Sometimes we experience moments when we have this incredible sense of deep interconnectedness with other people. It doesn’t matter what those other people believe; it matters only that we are connected. This gets at the essence of who we are as religious people: we are a religious people who sometimes manage to turn around and see The Other’s footprints merge with our own. Then we know, in our deepest being, that connection between all beings.

Everything else about our religious faith can follow from that. Once we experience that — once we turn around and see The Other’s footprint merge with our own footprint, then we must affirm the inherent worth and dignity of all persons. Once we know we’re all interconnected in this way, then we have a gut-level understanding of what a covenant can be. All our deepest values spring from this sense that we are connected with one another, and connected with something greater than ourselves, which some of us might call God and some of us might call the Web of Life; and others of us will have different names and different beliefs, but they all add up to being interconnected.

In short, if someone asks you “what you Unitarian Universalists believe anyway,” you don’t even have to show that person this image of the pilgrim, you can read them Everett’s poem.

We know that when we get hurt by life — when illness or accident strikes; when we get bitter and angry at the world; when someone hurts us deliberately; when life hands us one of its disappointments — we know that when we are hurt by life, there are others around us who can exert a steadying influence on us if we let them; there are those who will offer us a helping hand if we need it. Our church is a place that allows us to be supported and guided and comforted and healed by others. We don’t have to believe in a certain set of beliefs in order for this to be true. We don’t have to be healed by some supposedly holy priest or minister — we are healed and comforted simply by showing up on Sunday morning, and knowing that there are others in our religious community, a community which hovers behind us and which can help us, if we let it, when we need help.

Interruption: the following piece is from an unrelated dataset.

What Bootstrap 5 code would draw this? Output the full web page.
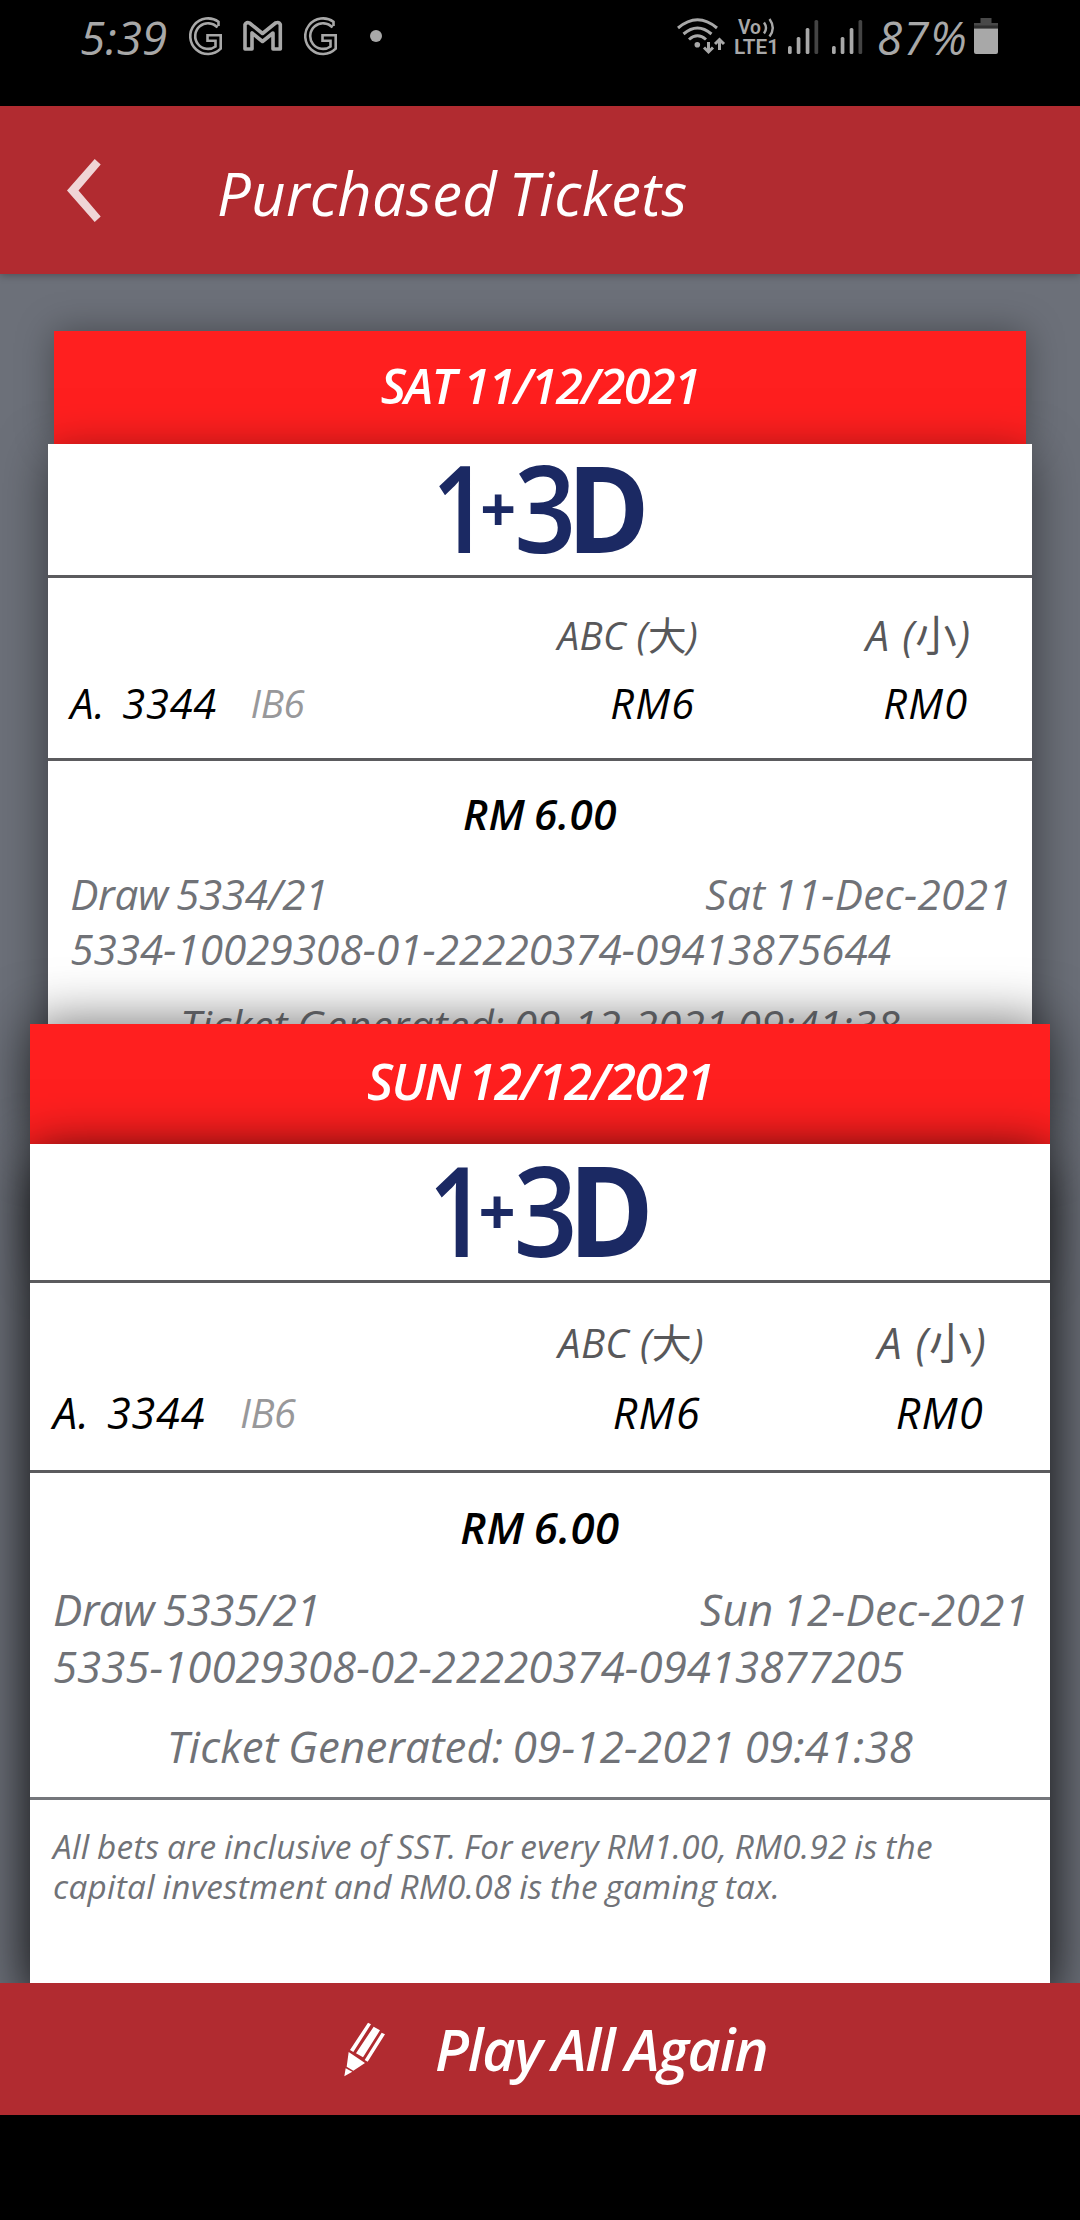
<!doctype html>
<html lang="en">
<head>
<meta charset="utf-8">
<meta name="viewport" content="width=device-width, initial-scale=1">
<title>Purchased Tickets</title>
<link href="https://cdn.jsdelivr.net/npm/bootstrap@5.3.0/dist/css/bootstrap.min.css" rel="stylesheet">
<style>
  body { font-family: "Open Sans", "Noto Sans CJK SC", sans-serif; font-style: italic; background: #000; width: 1080px; height: 2220px; overflow: hidden; }
  svg { display: block; flex: none; }
  .status { height: 106px; color: #a8a8a8; font-size: 45.8px; line-height: 74px; padding-left: 80px; padding-right: 81px; }
  .status svg { height: 106px; fill: #a8a8a8; }
  .clock { width: 108px; }
  .level { width: 97px; letter-spacing: .03em; }
  .outline-icon { fill: none !important; stroke: #a8a8a8; }
  .appbar { height: 168px; background: #b12b30; box-shadow: 0 1px 8px rgba(0,0,0,.3); z-index: 3; padding-left: 67px; }
  .appbar h1 { font-size: 59.7px; line-height: 1; margin: 5px 0 0 116px; word-spacing: -.07em; letter-spacing: .006em; }
  .deck { height: 1709px; background: #6c7079; padding-top: 57px; }
  .ticket-one { --u: .9647px; height: 693px; --pad: 48px; }
  .ticket-two { --u: 1px; --pad: 30px; }
  .ticket { padding: 0 var(--pad); }
  .day { background: #ff1f1f; color: #fff; font-weight: 600; letter-spacing: -.033em; word-spacing: -.06em; font-size: calc(50.5 * var(--u)); line-height: 1; }
  .ticket-one .day { height: 113px; margin: 0 6px; box-shadow: 0 0 34px rgba(0,0,0,.35); padding-bottom: 4px; }
  .ticket-two .day { height: 120px; box-shadow: 0 0 56px rgba(0,0,0,.6); padding-bottom: 5px; }
  .slip { background: #fff; width: calc(1020 * var(--u)); height: calc(845 * var(--u)); box-shadow: 0 10px 44px rgba(0,0,0,.5); }
  .ticket-two .slip { box-shadow: 0 12px 52px rgba(0,0,0,.95); }
  .brand-row, .bets, .summary { border-bottom: 3px solid #5b5b5e; }
  .brand-row { height: calc(139 * var(--u)); }
  .brand-row svg { width: calc(300 * var(--u)); height: calc(136 * var(--u)); }
  .brand-row text { font-family: "Open Sans", sans-serif; font-style: normal; fill: #1b2963; font-weight: 600; }
  .bets { height: calc(190 * var(--u)); padding: calc(25 * var(--u)) calc(63 * var(--u)) 0 calc(23 * var(--u)); font-size: calc(43.1 * var(--u)); color: #000; }
  .bets .kinds { line-height: calc(69 * var(--u)); color: #58585a; }
  .bets .stakes { line-height: calc(72 * var(--u)); }
  .bets .kinds > span { padding-right: 0; white-space: nowrap; }
  .kinds .small-bet { letter-spacing: .03em; }
  .kinds .big { letter-spacing: .01em; }
  .kinds i { font-style: normal; }
  .big { width: calc(250 * var(--u)); font-size: calc(40 * var(--u)); padding-right: calc(3 * var(--u)); }
  .small-bet { width: calc(283 * var(--u)); padding-right: calc(3 * var(--u)); }
  .stakes .big { font-size: inherit; letter-spacing: .03em; }
  .stakes .small-bet { letter-spacing: .03em; }
  .pick { width: calc(187 * var(--u)); white-space: nowrap; word-spacing: .13em; letter-spacing: .018em; }
  .code { color: #98989a; font-size: calc(40 * var(--u)); letter-spacing: -.01em; }
  .summary { height: calc(327 * var(--u)); border-color: #74767b; padding: calc(18 * var(--u)) calc(23 * var(--u)) 0; color: #707277; font-size: calc(43.8 * var(--u)); line-height: calc(57 * var(--u)); }
  .total { color: #000; font-weight: 600; word-spacing: -.06em; letter-spacing: .01em; line-height: calc(72 * var(--u)); margin-bottom: calc(18 * var(--u)); }
  .draw-no { word-spacing: -.06em; letter-spacing: -.008em; }
  .draw-date { word-spacing: -.06em; letter-spacing: .007em; margin-right: -2px; }
  .made { line-height: calc(60 * var(--u)); margin-top: calc(21 * var(--u)); word-spacing: -.05em; letter-spacing: .005em; }
  .terms { color: #707277; font-size: calc(33.3 * var(--u)); line-height: calc(40 * var(--u)); padding: calc(26 * var(--u)) calc(23 * var(--u)); word-spacing: -.04em; letter-spacing: .009em; }
  .replay { height: 132px; background: #b12b30; color: #fff; font-weight: 600; letter-spacing: -.022em; word-spacing: -.05em; font-size: 57.7px; line-height: 1; padding-left: 343px; z-index: 3; border: 0; }
  .replay svg { margin-right: 48px; }
</style>
</head>
<body>
<header class="status d-flex justify-content-between">
  <div class="d-flex">
    <span class="clock">5:39</span>
    <svg class="outline-icon" width="36" viewBox="188 0 36 106" stroke-width="2.6"><path id="gee" d="M218.5 26V21.8A17.8 17.8 0 1 0 220.7 48.7V35.2H207.5V40.8H215.5V46.5A12.8 12.8 0 1 1 217.5 27.5"/></svg>
    <svg class="outline-icon ms-3" width="48" viewBox="240 0 48 106" stroke-width="3.6" stroke-linejoin="round"><path d="M245 49V24.500Q246.500 21.500 249.500 23L262.500 33.500 275.500 23Q279 21.500 280.300 24.500V49H273V33L262.500 41.500 252 33V49Z"/></svg>
    <svg class="outline-icon ms-3" width="36" viewBox="189 0 36 106" stroke-width="2.6"><use href="#gee"/></svg>
    <svg width="20" class="ms-4" viewBox="364 0 20 106"><circle cx="376" cy="36" r="6"/></svg>
  </div>
  <div class="d-flex">
    <svg width="58" viewBox="675 0 58 106"><g fill="none" stroke="#a8a8a8" stroke-width="3"><path d="M677 28Q696.500 11.500 716 28M682.500 34Q696.500 22 710.500 34M688 39.500Q696.500 32 705 39.500"/><path d="M707.500 42V52M703 47.500L707.500 52 712 47.500M718.500 50V40M714 44L718.500 39.500 723 44" /></g><circle cx="696.300" cy="44.700" r="2.800"/></svg>
    <svg width="53" viewBox="733 0 53 106"><g font-family="Roboto" font-style="normal" font-weight="600"><text x="737" y="34" font-size="20" textLength="23" lengthAdjust="spacingAndGlyphs">Vo</text><text x="733" y="54" font-size="21" textLength="45" lengthAdjust="spacingAndGlyphs">LTE1</text></g><path d="M763 22.500Q767 28 763 33.500M768.500 19Q775 28 768.500 36.500" fill="none" stroke="#a8a8a8" stroke-width="2.400"/></svg>
    <svg width="90" viewBox="786 0 90 106"><g id="bars"><rect x="787" y="46" width="3.700" height="8" rx="1.500"/><rect x="795.700" y="37" width="3.700" height="17" rx="1.500"/><rect x="804.700" y="28" width="3.700" height="26" rx="1.500"/><rect x="813.500" y="20" width="3.700" height="34" rx="1.500" fill="#444"/></g><use href="#bars" x="44"/></svg>
    <span class="level">87%</span>
    <svg width="25" viewBox="975 0 25 106"><path d="M981.500 18H992.500V23H999V28H975V23H981.500Z" fill="#484848"/><path d="M975 25.500H999V28.500H975Z" fill="#2e2e2e"/><path d="M975 28.500H999V52Q999 54 997 54H977Q975 54 975 52Z"/></svg>
  </div>
</header>

<nav class="appbar position-relative d-flex align-items-center text-white">
  <svg width="34" height="63" viewBox="67 158.500 34 63" fill="#f0d5d6"><path d="M67 190 94.700 158.500 100.700 164 78.500 190 100.700 216 94.700 221.500Z"/></svg>
  <h1 class="fw-normal">Purchased Tickets</h1>
</nav>

<main class="deck overflow-hidden">
  <article class="ticket ticket-one position-relative">
    <div class="day d-flex align-items-center justify-content-center">SAT 11/12/2021</div>
    <div class="slip">
      <div class="brand-row d-flex justify-content-center">
        <svg viewBox="390 1144 300 136"><g id="brand" font-size="125"><text transform="translate(428 1257) scale(.83 1)">1</text><text x="478.500" y="1235" font-size="65" style="font-weight:700">+</text><text transform="translate(513.500 1257) scale(.9 1)">3</text><text transform="translate(568 1257) scale(.93 1)" style="font-weight:700">D</text></g></svg>
      </div>
      <div class="bets">
        <div class="kinds d-flex justify-content-end"><span class="big text-end">ABC (<i>大</i>)</span><span class="small-bet text-end">A (<i>小</i>)</span></div>
        <div class="stakes d-flex"><span class="pick">A. 3344</span><span class="code flex-grow-1">IB6</span><span class="big text-end">RM6</span><span class="small-bet text-end">RM0</span></div>
      </div>
      <div class="summary">
        <div class="total text-center">RM 6.00</div>
        <div class="d-flex justify-content-between"><span class="draw-no">Draw 5334/21</span><span class="draw-date">Sat 11-Dec-2021</span></div>
        <div>5334-10029308-01-22220374-09413875644</div>
        <div class="made text-center">Ticket Generated: 09-12-2021 09:41:38</div>
      </div>
    </div>
  </article>

  <article class="ticket ticket-two position-relative">
    <div class="day d-flex align-items-center justify-content-center">SUN 12/12/2021</div>
    <div class="slip">
      <div class="brand-row d-flex justify-content-center">
        <svg viewBox="390 1144 300 136"><use href="#brand"/></svg>
      </div>
      <div class="bets">
        <div class="kinds d-flex justify-content-end"><span class="big text-end">ABC (<i>大</i>)</span><span class="small-bet text-end">A (<i>小</i>)</span></div>
        <div class="stakes d-flex"><span class="pick">A. 3344</span><span class="code flex-grow-1">IB6</span><span class="big text-end">RM6</span><span class="small-bet text-end">RM0</span></div>
      </div>
      <div class="summary">
        <div class="total text-center">RM 6.00</div>
        <div class="d-flex justify-content-between"><span class="draw-no">Draw 5335/21</span><span class="draw-date">Sun 12-Dec-2021</span></div>
        <div>5335-10029308-02-22220374-09413877205</div>
        <div class="made text-center">Ticket Generated: 09-12-2021 09:41:38</div>
      </div>
      <div class="terms">All bets are inclusive of SST. For every RM1.00, RM0.92 is the<br>capital investment and RM0.08 is the gaming tax.</div>
    </div>
  </article>
</main>

<button type="button" class="replay position-relative w-100 d-flex align-items-center fst-italic">
  <svg width="44" height="57" viewBox="100 95 132 171" fill="#fff"><path d="M175 100 184 105 131 188 121 182ZM192 112 211 123 160 204 139 192ZM216 130 226 135 174 217 165 212ZM117 188 166 221 131 244 111 232ZM108 237 128 247 104 261Z"/></svg>
  <span>Play All Again</span>
</button>
<script src="https://cdn.jsdelivr.net/npm/bootstrap@5.3.0/dist/js/bootstrap.bundle.min.js"></script>
</body>
</html>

That’s why I am a Unitarian Universalist. That’s why I go to church. Not because I think I have to believe in something. But because every once in a while, when the going gets tough, I need to know that there is a sort of guardian angel in my life. As an independent New Englander, I probably won’t ask for help, and would refuse help if it were offered, but I do need to know that kind of help is available if I wanted it.

And then, when I get to those high points of existence, I know I will turn around, and look back at the footprints I am making as I go on my spiritual journey, and once again see that the footprints of The Other have merged with my own.